Reading Austen in Mexico

One glance at a book and you hear the voice of another person, perhaps someone dead for 1,000 years. To read is to voyage through time.
–Carl Sagan

He knew only that his child was his warrant. He said: If he is not the word of God God never spoke.
–Cormac McCarthy/The Road

On my zillionth re-read of Jane Austen’s “Persuasion” while I was sick last month, it occurred to me that Austen has been dead for nearly 200 years, and her words still have as much power, or even more , as they did in the 19th century when she first wrote them. It’s extraordinary to me that words can have that sort of staying power. Each time I read the stories of Anne Elliot, Elizabeth Bennett or Elinor Dashwood I am struck by how current they still are. The prose is so simple, and their stories are small ones, but they are somehow still very modern to me.

Austen’s genius was in her scale. She didn’t write about a cast of thousands. There is very little action. People have tea. They walk around the garden. They talk in a very proscribed way about topics that have very little to do with their true thoughts. They have good manners. People have roles that they are expected to fill, and for the most part they do. It’s a life that would not suit me in the least, but reading about it is very comforting not so much because of how different we are now, but because of how similar our most important interests still are. Family, friends and love are still at the center of most of our lives. We have more options as women, without a doubt, but we still make sure the household runs smoothly. We’re still the keepers of the family for the most part. Things change, but we’re still fundamentally the same.

Words come from the past to let us know that while many aspects of our lives change, people are still people.

With Austen, it’s reassuring.
With Cormac McCarthy, it’s often horrifying. In 200 years, I don’t think anyone will be comforted by “The Road,” but the words will still hold their power. He’s the opposite of Austen in nearly every way but simplicity of prose.

Where Austen prized the gentle, the civil, and the small canvas of the drawing room, McCarthy writes about the violent, wild and his canvas is the wide space of the US and Mexico. He writes of a hard, brutal world in which there is very little kindness. Same words, more or less, totally different power. There are no ladies and gentlemen in McCarthy’s world, if there were they would not survive for long.

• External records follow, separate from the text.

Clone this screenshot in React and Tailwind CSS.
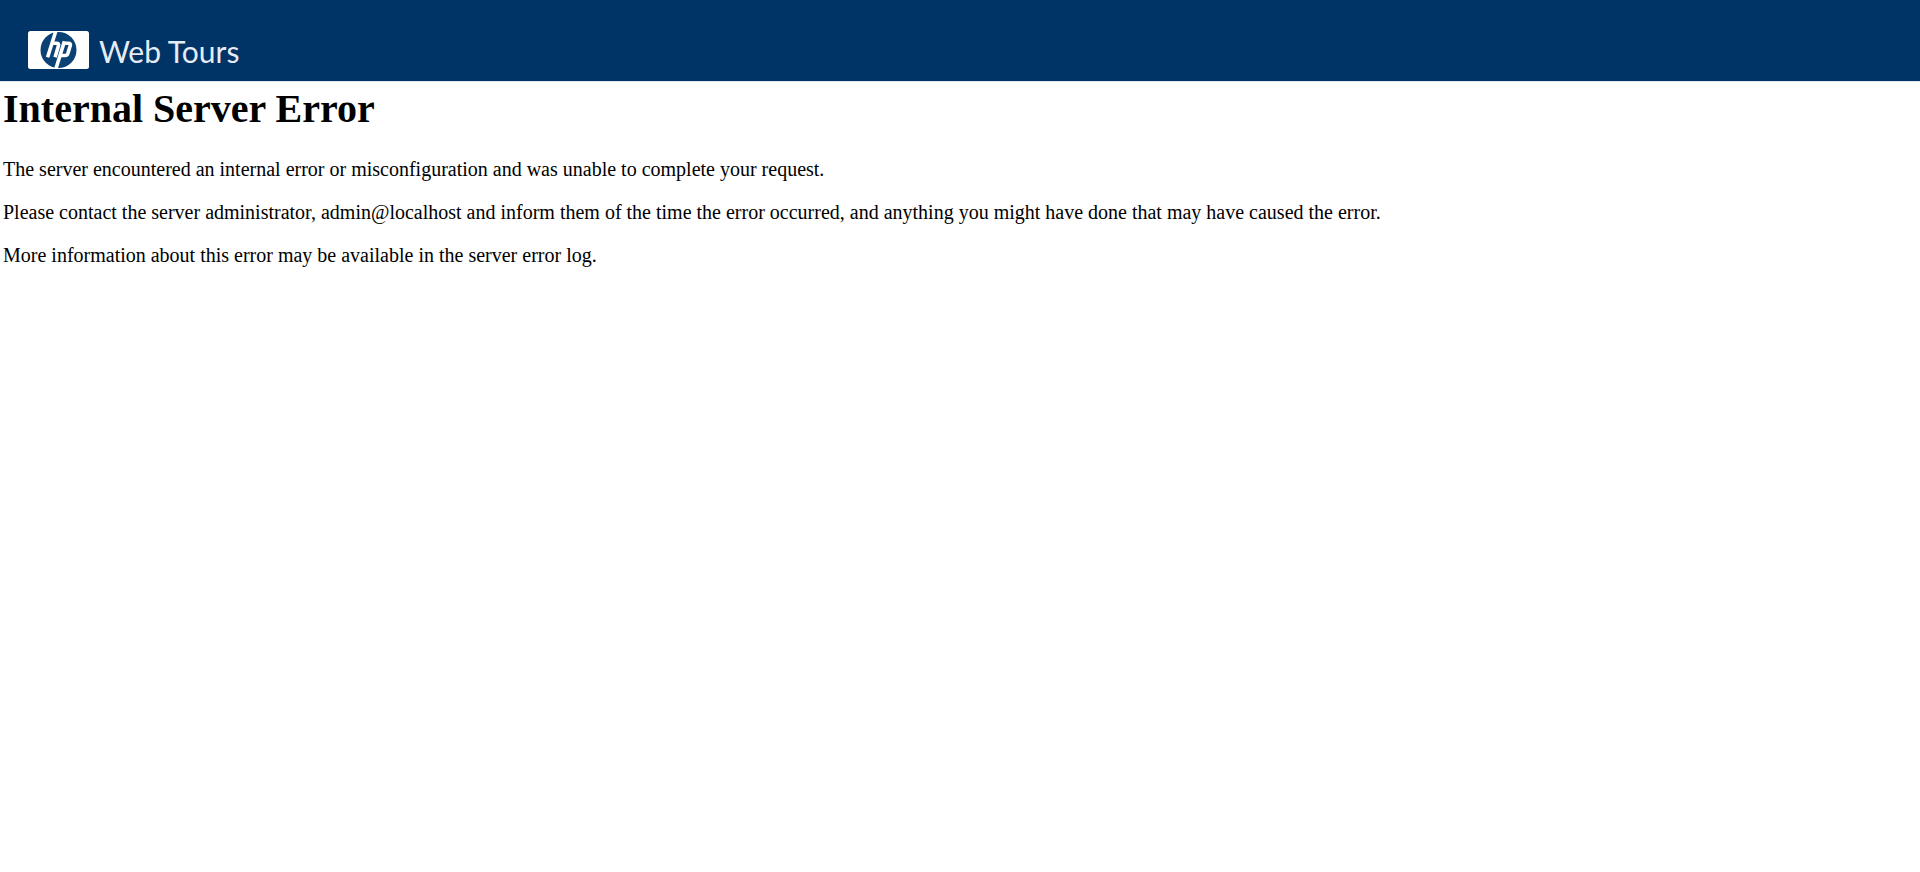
function HpLogo() {
  return (
    <svg
      role="img"
      aria-label="hp"
      viewBox="0 0 61 38"
      className="h-[38px] w-[61px] shrink-0"
    >
      <rect width="61" height="38" rx="2.5" fill="#fff" />
      <circle cx="30.5" cy="19" r="18" fill="#0a4275" />
      <g fill="none" stroke="#fff" strokeWidth="3.6">
        <path d="M28 -0.5 19.6 26.2" />
        <path d="M24 12.2h4.6q2.6 0 1.9 2.4L27.1 26.2" />
        <path d="M36.4 10.4 27.7 38.5" />
        <path d="M35.5 12.2h4.9q2.6 0 1.9 2.4l-2.4 7.8q-.7 2.1-2.7 2.1h-4.8" />
      </g>
    </svg>
  );
}

export default function App() {
  return (
    <div className="min-h-screen bg-white text-black">
      <header className="flex items-end gap-2.5 border-b border-[#e0e6ee] bg-[#003366] px-7 pt-[31px] pb-3">
        <HpLogo />
        <span className="font-['Lato',sans-serif] text-[30px] leading-9 font-normal text-[#e6ecf3]">
          Web Tours
        </span>
      </header>
      <main className="px-[3px] pt-1 font-['Liberation_Serif','Times_New_Roman',serif] text-xl leading-[23px]">
        <h1 className="mb-[26px] text-[40px] leading-[46px] font-bold">
          Internal Server Error
        </h1>
        <div className="flex flex-col gap-5">
          <p>
            The server encountered an internal error or misconfiguration and was
            unable to complete your request.
          </p>
          <p>
            Please contact the server administrator, admin@localhost and inform
            them of the time the error occurred, and anything you might have done
            that may have caused the error.
          </p>
          <p>
            More information about this error may be available in the server
            error log.
          </p>
        </div>
      </main>
    </div>
  );
}
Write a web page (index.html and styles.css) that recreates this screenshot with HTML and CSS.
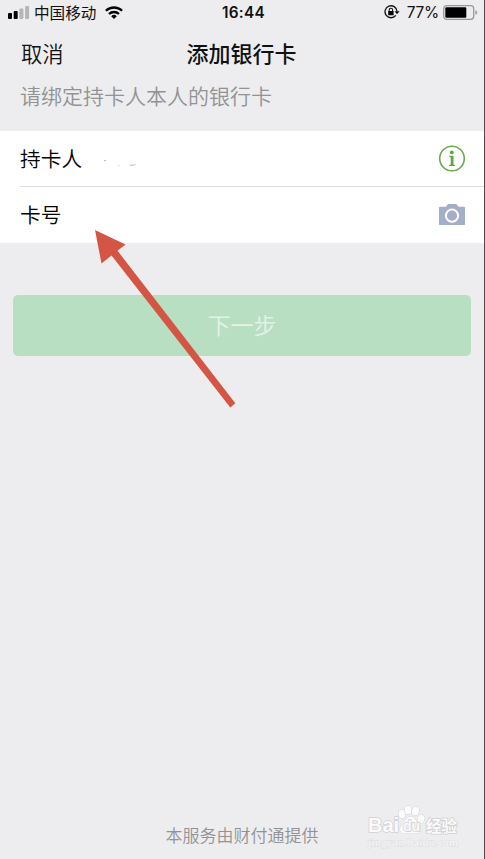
FILE: index.html
```html
<!DOCTYPE html>
<html lang="zh-CN">
<head>
<meta charset="utf-8">
<title>添加银行卡</title>
<link rel="stylesheet" href="styles.css">
</head>
<body>
<div class="screen">
  <header class="status">
    <div class="status-left">
      <svg class="signal" width="22" height="13" viewBox="0 0 22 13"><rect x="0" y="7" width="4" height="6" rx="1"/><rect x="5.7" y="5" width="4" height="8" rx="1"/><g fill="#b5b5b7"><rect x="11.4" y="2.5" width="4" height="10.5" rx="1"/><rect x="17.1" y="0" width="4" height="13" rx="1"/></g></svg>
      <span class="carrier">中国移动</span>
      <svg class="wifi" width="18" height="13" viewBox="0 0 18 13"><g fill="none" stroke="#000" stroke-width="2.3"><path d="M.9 4.8a11.6 11.6 0 0 1 16.2 0"/><path d="M4 8a7.2 7.2 0 0 1 10 0"/></g><path d="M9 13 6.2 10.2a4 4 0 0 1 5.6 0Z"/></svg>
    </div>
    <time class="clock">16:44</time>
    <div class="status-right">
      <svg class="lock" width="16" height="14" viewBox="0 0 16 14"><path d="M11.8 10.4A6 6 0 1 1 13 6.2" fill="none" stroke="#111" stroke-width="1.3"/><path d="M10.6 6.2h5L13 9.2Z"/><rect x="4.2" y="6.100" width="5.4" height="4.2" rx=".5"/><path d="M5.2 6.5V5a1.7 1.7 0 0 1 3.4 0v1.5" fill="none" stroke="#111" stroke-width="1.1"/></svg>
      <span class="percent">77%</span>
      <svg class="battery" width="35" height="15" viewBox="0 0 35 15"><rect x=".7" y=".7" width="30" height="13.6" rx="3" fill="none" stroke="#98989a" stroke-width="1.3"/><rect x="2.3" y="2.3" width="21" height="10.4" rx="1"/><path d="M32.4 5.2q1.8.6 1.8 2.3t-1.8 2.3Z" fill="#98989a"/></svg>
    </div>
  </header>
  <nav class="nav"><span class="cancel">取消</span><h1 class="title">添加银行卡</h1><span></span></nav>
  <p class="hint">请绑定持卡人本人的银行卡</p>
  <main>
    <section class="form">
      <div class="row">
        <span>持卡人</span>
        <svg class="smudge" width="36" height="14" viewBox="0 0 36 14"><path d="M1 8.5h2" stroke="#bbb"/><path d="M15 13.5h2" stroke="#e4e4e4"/><path d="M26.500 13.2h4.5l1.500-.8" fill="none" stroke="#bbb"/></svg>
        <svg class="row-icon" width="28" height="28" viewBox="0 0 28 28"><circle cx="14" cy="13.500" r="12.3" fill="none" stroke="#69aa50" stroke-width="1.6"/><circle cx="13.8" cy="7.4" r="1.9" fill="#61a545"/><path d="M11 10.700h4.5v8.9l1.600.5v.9H10.900v-.9l1.800-.5v-7.500l-1.700-.5Z" fill="#61a545"/></svg>
      </div>
      <div class="row second">
        <span>卡号</span>
        <svg class="row-icon" width="28" height="28" viewBox="0 0 28 28"><path d="M2 5.8h5.8l2.4-2.7h8l2.4 2.7H26.200q.8 0 .8.8v16.6q0 .8-.8.8H1.800q-.8 0-.8-.8V6.600q0-.8 1-.8Z" fill="#a3aecb"/><circle cx="14" cy="14.7" r="6.1" fill="none" stroke="#fff" stroke-width="2"/></svg>
      </div>
    </section>
    <button class="next">下一步</button>
  </main>
  <footer class="provider">本服务由财付通提供</footer>
  <svg class="arrow" width="145" height="181" viewBox="0 0 145 181"><path d="M4 3 34.5 17.5 26.5 23.7 144.3 176.2 139.3 180.5 20.5 28.4 10.5 36.5Z" fill="#d45544"/></svg>
  <div class="watermark">
    <div class="mark"><span class="latin">Bai</span><span class="cn">经验</span></div>
    <div class="domain">jingyan.baidu.com</div>
    <svg class="paw" width="30" height="30" viewBox="0 0 30 30"><g fill="#fbfbfc" stroke="#cfcfd1" stroke-width=".9"><ellipse cx="5" cy="9" rx="3.4" ry="4.2" transform="rotate(-12 5 9)"/><ellipse cx="11" cy="5" rx="3.5" ry="4.3"/><ellipse cx="18.500" cy="6" rx="3.500" ry="4.400" transform="rotate(12 18.500 6)"/><ellipse cx="24" cy="14" rx="3.500" ry="4.300" transform="rotate(18 24 14)"/><path d="M13.500 11.500c4 0 5 3.500 7.500 6.500 3.500 4 3.500 10.500-2 10.500H7.500c-5.500 0-5.500-6.500-2-10 3-3 4.500-7 8-7Z"/></g></svg>
    <span class="paw-text">du</span>
  </div>
</div>
</body>
</html>
```
FILE: styles.css
```css
* { box-sizing: border-box; }
body { margin: 0; background: #ededef; font-family: "Noto Sans CJK SC", sans-serif; color: #111; }
.screen { position: relative; display: flex; flex-direction: column; width: 485px; height: 859px; border-right: 1px solid #4b4b4d; overflow: hidden; }
.status { display: grid; grid-template-columns: 1fr auto 1fr; align-items: center; height: 25px; padding: 0 6px 0 8px; font-size: 15.6px; line-height: 24px; }
.status-left, .status-right { display: flex; align-items: center; }
.status-right { justify-content: flex-end; }
.carrier { margin-left: 4px; line-height: 22px; padding-bottom: 2px; }
.wifi { margin-left: 9px; }
.clock { padding-left: 1px; font: 600 15.3px/24px Inter, sans-serif; letter-spacing: .3px; }
.percent { margin: 0 4px 0 7px; font: 400 15.5px/24px Inter, sans-serif; letter-spacing: -.3px; }
.lock { margin-bottom: 1px; }
.nav { display: grid; grid-template-columns: 1fr auto 1fr; align-items: center; height: 54px; padding: 0 22px 0 21px; }
.cancel { font-size: 21.3px; font-weight: 350; }
.title { margin: 0; font-size: 22px; font-weight: 500; }
.hint { height: 52px; margin: 0; padding: 1px 0 0 20px; color: #929294; font-size: 21px; font-weight: 350; line-height: 30px; }
.form { height: 112px; background: #fff; }
.row { display: flex; align-items: center; height: 55px; margin-left: 20px; padding-right: 18px; font-size: 20.7px; color: #000; font-weight: 350; }
.row > span { padding-bottom: 1px; }
.second { height: 57px; border-top: 1px solid #dedee0; }
.second > span { padding-bottom: 2px; }
.smudge { margin-left: 21px; }
.row-icon { margin-left: auto; }
.next { display: block; width: 458px; height: 61px; margin: 52px 0 0 13px; padding: 0 0 2px; border: 0; border-radius: 5px; background: #b9dfc3; color: #e3f2e7; font: 350 23px/59px "Noto Sans CJK SC", sans-serif; }
.provider { margin-top: auto; height: 38px; text-align: center; color: #929294; font-size: 17px; line-height: 27px; font-weight: 350; }
.arrow { position: absolute; left: 91px; top: 227px; }
.watermark { position: absolute; left: 368px; top: 805px; width: 95px; height: 48px; color: #fafafb; -webkit-text-stroke: 1.5px #d0d0d2; paint-order: stroke fill; }
.mark { display: flex; justify-content: space-between; width: 89px; height: 30px; align-items: flex-end; line-height: 20px; font-weight: 700; }
.latin { font: 700 20px/20px "Liberation Sans", sans-serif; }
.cn { font-size: 15.5px; }
.domain { font: 11px/14px "Liberation Serif", serif; letter-spacing: .5px; -webkit-text-stroke: 1px #dcdcde; }
.paw { position: absolute; left: 29px; top: 0; }
.paw-text { position: absolute; left: 35px; top: 12px; font: 700 14px/18px "Liberation Sans", sans-serif; }
```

I like to think that the world is a kinder place than McCarthy’s world. Mine is. I know that many, maybe most, other people live in other worlds though. Harsher worlds. Violent worlds. The world I live in has more in common with Austen than McCarthy. The news and my eyes tell me that is not the case for everyone.

I spent a lot of my valuable vacation reading minutes with Austen. I had a lot of new books queued up, but somehow didn’t feel like reading any of them. The Jack Handey book wasn’t funny. Other things, were too serious. My old friends Emma Woodhouse, Elinor Dashwood and Elizabeth Bennett were just what I needed.

They never got the chance to be over-served micheladas in a Cabo all-inclusive.
On the other hand, I never got to meet Mr. Knightley, Edward Ferrars or Mr. Darcy.
I wonder which life I’d choose if I could?

OK, no I don’t. I don’t wonder at all.
I would not trade my very comfortable life as an educated modern Western woman for…well…anything.

I have many faults, but recognizing how good my life is is most definitely not one of them.

I say it a lot, and I’ll say it yet again: I am a very lucky woman.